Meskipun praktik ini dilarang oleh negara dan agama, namun kenyataan
dilapangan masih banyak ditemukan parktik-praktik kotor tersebut.
pertanyaan mendasar kepada para calon yang melakukan praktik tersebut,
apakah tidak takut diberi sanksi? namun mereka memiliki alasan tersendiri
tentang hal itu, salah satunya adalah pemberian tersebut merupakan
pemberian biasa karena Jika tidak diberi uang masyarakat enggan datang ke
TPS apalagi mencoblos. Fenomena tersebut sering kita jumpai disaat momen
menjelang pemilu, atau pemilihan pejabat politik yang lainnya.
Terlepas dari alasan yang dikeluarkan oleh para calon kepala desa, fenomena
ini sangat berdampak terhadap perilaku masyarakat saat ini.

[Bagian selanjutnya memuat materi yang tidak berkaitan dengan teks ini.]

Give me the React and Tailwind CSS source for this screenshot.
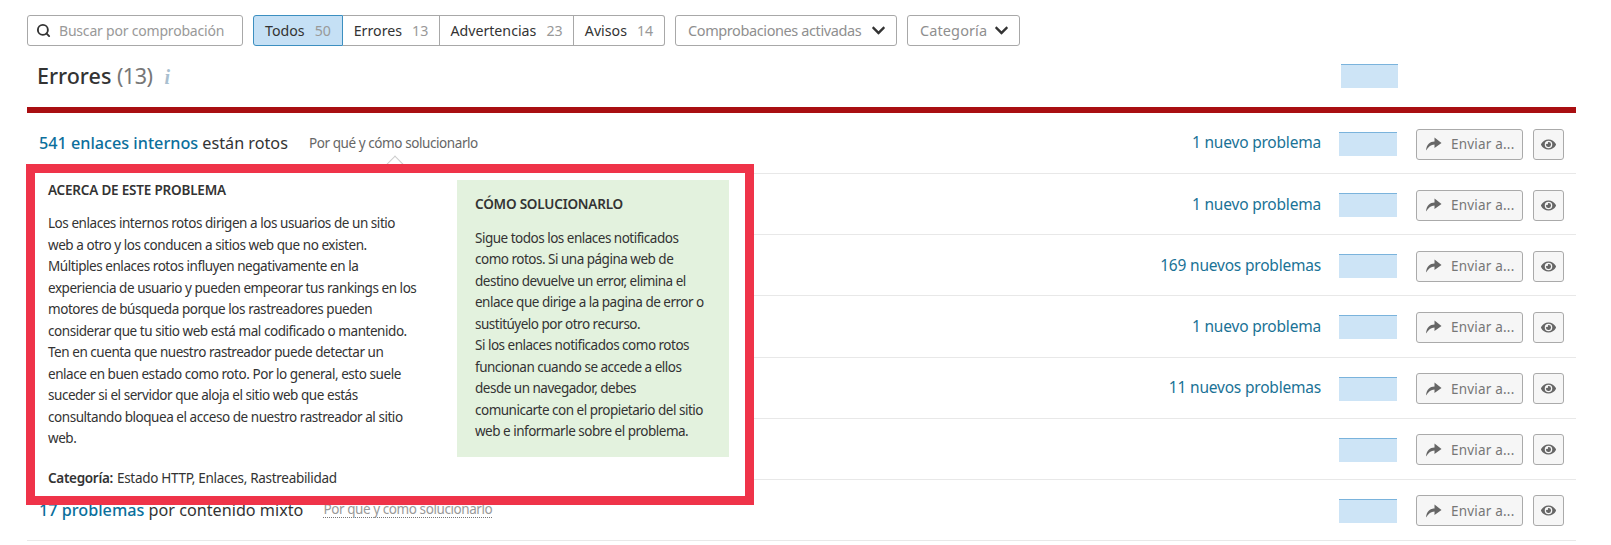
import React from 'react';
import { FaChevronDown, FaEye } from 'react-icons/fa';
import { Search } from 'lucide-react';

const tabs = [
  { label: 'Todos', count: 50, width: 'w-[90px]', active: true },
  { label: 'Errores', count: 13, width: 'w-[97px]' },
  { label: 'Advertencias', count: 23, width: 'w-[134px]' },
  { label: 'Avisos', count: 14, width: 'w-[91px]' },
];

const rows = [
  { link: '541 enlaces internos', rest: ' están rotos', news: '1 nuevo problema', why: 'plain' },
  { news: '1 nuevo problema' },
  { news: '169 nuevos problemas' },
  { news: '1 nuevo problema' },
  { news: '11 nuevos problemas' },
  {},
  { link: '17 problemas', rest: ' por contenido mixto', why: 'dotted' },
];

const aboutLines = [
  'Los enlaces internos rotos dirigen a los usuarios de un sitio',
  'web a otro y los conducen a sitios web que no existen.',
  'Múltiples enlaces rotos influyen negativamente en la',
  'experiencia de usuario y pueden empeorar tus rankings en los',
  'motores de búsqueda porque los rastreadores pueden',
  'considerar que tu sitio web está mal codificado o mantenido.',
  'Ten en cuenta que nuestro rastreador puede detectar un',
  'enlace en buen estado como roto. Por lo general, esto suele',
  'suceder si el servidor que aloja el sitio web que estás',
  'consultando bloquea el acceso de nuestro rastreador al sitio',
  'web.',
];

const fixLines = [
  'Sigue todos los enlaces notificados',
  'como rotos. Si una página web de',
  'destino devuelve un error, elimina el',
  'enlace que dirige a la pagina de error o',
  'sustitúyelo por otro recurso.',
  'Si los enlaces notificados como rotos',
  'funcionan cuando se accede a ellos',
  'desde un navegador, debes',
  'comunicarte con el propietario del sitio',
  'web e informarle sobre el problema.',
];

const Dropdown = ({ label, className }) => (
  <button className={`flex items-center justify-between h-[31px] pl-[12px] pr-[10px] border border-[#a8a8a8] rounded-[3px] text-[14.5px] text-[#8f8f8f] whitespace-nowrap ${className}`}>
    {label}
    <FaChevronDown className="w-[15px] h-[15px] text-[#333]" />
  </button>
);

const ShareIcon = () => (
  <svg className="w-[16px] h-[14px] text-[#666]" viewBox="0 0 16 14" fill="currentColor">
    <path d="M0 13.5C0.5 7.5 4 4.5 8.5 4.5V0.5L15.5 6L8.5 11V7.5C5 7.5 2.5 9.5 0 13.5Z" />
  </svg>
);

const Row = ({ row }) => (
  <div className="flex items-center h-[61.15px] border-b border-[#e8e8e8] pl-[12px] pr-[12px]">
    <div className="flex-1 flex items-center min-w-0">
      {row.link && (
        <p className="text-[16.2px] text-[#333] whitespace-pre">
          <span className="font-medium text-[#0b6f9c]">{row.link}</span>
          {row.rest}
        </p>
      )}
      {row.why === 'plain' && (
        <span className="ml-[21px] text-[13.5px] tracking-[-0.42px] text-[#666]">Por qué y cómo solucionarlo</span>
      )}
      {row.why === 'dotted' && (
        <span className="ml-[20px] text-[13.5px] tracking-[-0.42px] text-[#999] border-b border-dotted border-[#777] leading-[16px]">Por qué y cómo solucionarlo</span>
      )}
    </div>
    {row.news && <span className="text-[15.5px] tracking-[-0.2px] text-[#1a7296]">{row.news}</span>}
    <div className="ml-[18px] mt-[2px] w-[58px] h-[24px] bg-[#cde4f6] border-t border-[#7ab3dc]"></div>
    <button className="ml-[19px] mt-[2px] flex items-center w-[107px] h-[31px] pl-[9px] bg-[#f6f6f6] border border-[#aaa] rounded-[3px] text-[13.5px] tracking-[0.2px] text-[#777]">
      <ShareIcon />
      <span className="ml-[9px]">Enviar a...</span>
    </button>
    <button className="ml-[10px] mt-[2px] flex items-center justify-center w-[31px] h-[31px] bg-[#f6f6f6] border border-[#aaa] rounded-[3px]">
      <FaEye className="w-[15px] h-[15px] text-[#666]" />
    </button>
  </div>
);

const App = () => {
  return (
    <div className="relative w-[1611px] h-[545px] overflow-hidden bg-white font-['Noto_Sans',sans-serif]">
      <div className="pl-[27px] pr-[35px] pt-[15px]">
        {/* Toolbar */}
        <div className="flex items-center">
          <div className="flex items-center w-[216px] h-[31px] pl-[8px] border border-[#a8a8a8] rounded-[3px]">
            <Search className="w-[15px] h-[15px] text-[#333]" strokeWidth={3} />
            <span className="ml-[8px] text-[14px] tracking-[-0.2px] text-[#999] whitespace-nowrap">Buscar por comprobación</span>
          </div>
          <div className="flex ml-[10px]">
            {tabs.map((tab, i) => (
              <div
                key={tab.label}
                className={`flex items-center justify-center gap-[10px] h-[31px] ${tab.width} border text-[14.2px] ${
                  tab.active
                    ? 'bg-[#c5e0f5] border-[#3c8fc0] rounded-l-[3px]'
                    : 'border-[#a8a8a8] border-l-0'
                } ${i === tabs.length - 1 ? 'rounded-r-[3px]' : ''}`}
              >
                <span className="text-[#333]">{tab.label}</span>
                <span className="text-[#999]">{tab.count}</span>
              </div>
            ))}
          </div>
          <div className="flex gap-[10px] ml-[10px]">
            <Dropdown label="Comprobaciones activadas" className="w-[222px] tracking-[-0.4px]" />
            <Dropdown label="Categoría" className="w-[113px] tracking-[0.1px]" />
          </div>
        </div>

        {/* Section heading */}
        <div className="flex items-center h-[61px]">
          <div className="flex-1 flex items-center pl-[10px]">
            <h2 className="text-[21.5px] text-[#333] -mt-[1px]">
              <span className="font-medium">Errores</span> <span className="text-[#777] tracking-[-0.5px]">(13)</span>
            </h2>
            <span className="ml-[12px] text-[20px] leading-[20px] font-bold italic text-[#a9bfd0] font-['Liberation_Serif',serif]">i</span>
          </div>
          <div className="mr-[178px] -mt-[2px] w-[57px] h-[24px] bg-[#cde4f6] border-t border-[#7ab3dc]"></div>
        </div>

        {/* Issue list */}
        <div className="h-[6px] bg-[#a90e11]"></div>
        {rows.map((row, i) => (
          <Row key={i} row={row} />
        ))}
      </div>

      {/* Tooltip arrow */}
      <div className="absolute left-[389px] top-[158px] w-[12px] h-[12px] rotate-45 bg-white border-l border-t border-[#ccc]"></div>

      {/* Highlighted problem popup */}
      <div className="absolute left-[26px] top-[164px] w-[728px] h-[341px] border-[9px] border-[#ef3349] bg-white flex justify-between pl-[13px] pr-[16px] pt-[7px] text-[#333]">
        <div>
          <h3 className="text-[13.5px] font-semibold leading-[20px] tracking-[-0.2px]">ACERCA DE ESTE PROBLEMA</h3>
          <div className="mt-[13px] text-[13.5px] leading-[21.55px] tracking-[-0.45px] whitespace-nowrap">
            {aboutLines.map((line) => (
              <p key={line}>{line}</p>
            ))}
          </div>
          <p className="mt-[18px] text-[13.5px] leading-[20px] tracking-[-0.3px]">
            <span className="font-semibold">Categoría:</span>
            <span className="ml-[4px]">Estado HTTP, Enlaces, Rastreabilidad</span>
          </p>
        </div>
        <div className="w-[272px] h-[277px] bg-[#e3f2de] pl-[18px] pt-[14px]">
          <h3 className="text-[13.5px] font-semibold leading-[20px] tracking-[-0.2px]">CÓMO SOLUCIONARLO</h3>
          <div className="mt-[14px] text-[13.5px] leading-[21.45px] tracking-[-0.5px] whitespace-nowrap">
            {fixLines.map((line) => (
              <p key={line}>{line}</p>
            ))}
          </div>
        </div>
      </div>
    </div>
  );
};

export default App;
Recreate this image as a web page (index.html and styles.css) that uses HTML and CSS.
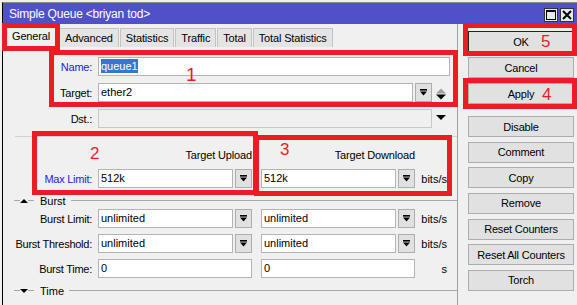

Dampak yang
paling mononjol adalah ketergantungan masyarakat dalam memilih calon
berdasarkan uang yang diberikan bukan visi misi, serta latar belakang para
calon tsb. Saat ini setiap orang beranggapan “ nu mere duit nu di
pilih (yg ngasih uang yg di pilih)”. Jika praktik ini terus dilakukan
maka yang terjadi adalah membentuk perilaku-perilkau materialis alias semua
yang dilakukan “aya duitan teu ? (ada uangnya tidak ?)”.
Dampak perilaku yang materialis akibat money politik dimasyarakat adalah
seseorang memilih calon kepala desa bukan karena idealismenya atau sosok
figur nya, tetapi berdasarkan yang memberikan uang, namun hal ini
sepertinya sudah jadi budaya dan sudah berakar kuat di masyarakat,dan tentu
saja hal ini akan membentuk seorang kepala desa yg harus mengeluarkan uang
banyak untuk terpilih,bahkan bisa jadi banyak hutang,maka ketika dia sudah
terpilih dan menjadi seorang kepala desa, apakah dia bisa fokus
mengabdi,atau pengen modal kembali,atau hutang terbayar dulu, tinggal kita
lihat saja bagaimana nantinya
namun terlepas dari semua itu,ketika seorang kepala desa sudah terpilih, kita tetap perlu mendukung,memperhatikan dan memantau kinerjanya,semoga dia tidak merasa sudah membeli masyarakat dan bertindak semaunya,semoga pemimpin terpilih bisa tetap mengabdi pada masyakatnya dan melaksanakan visi misi serta janji-janji nya
Sebagai putra daerah saya sangat prihatin melihat fakta yang ada. Jika saja masyarakat mau sedikt saja buka mata dan meandang kedepan... Betapa ruginya jiga mengambil keputusan berdasarkan emosi, kekeluargaan, apalagi berdasarkan berapa isi amplop yang ia terima.
BalasHapusSemoga saja yang terpilih bisa mengemban amanah walopun sebenarnya amanah itu ia beli dengan berbagai macam cara.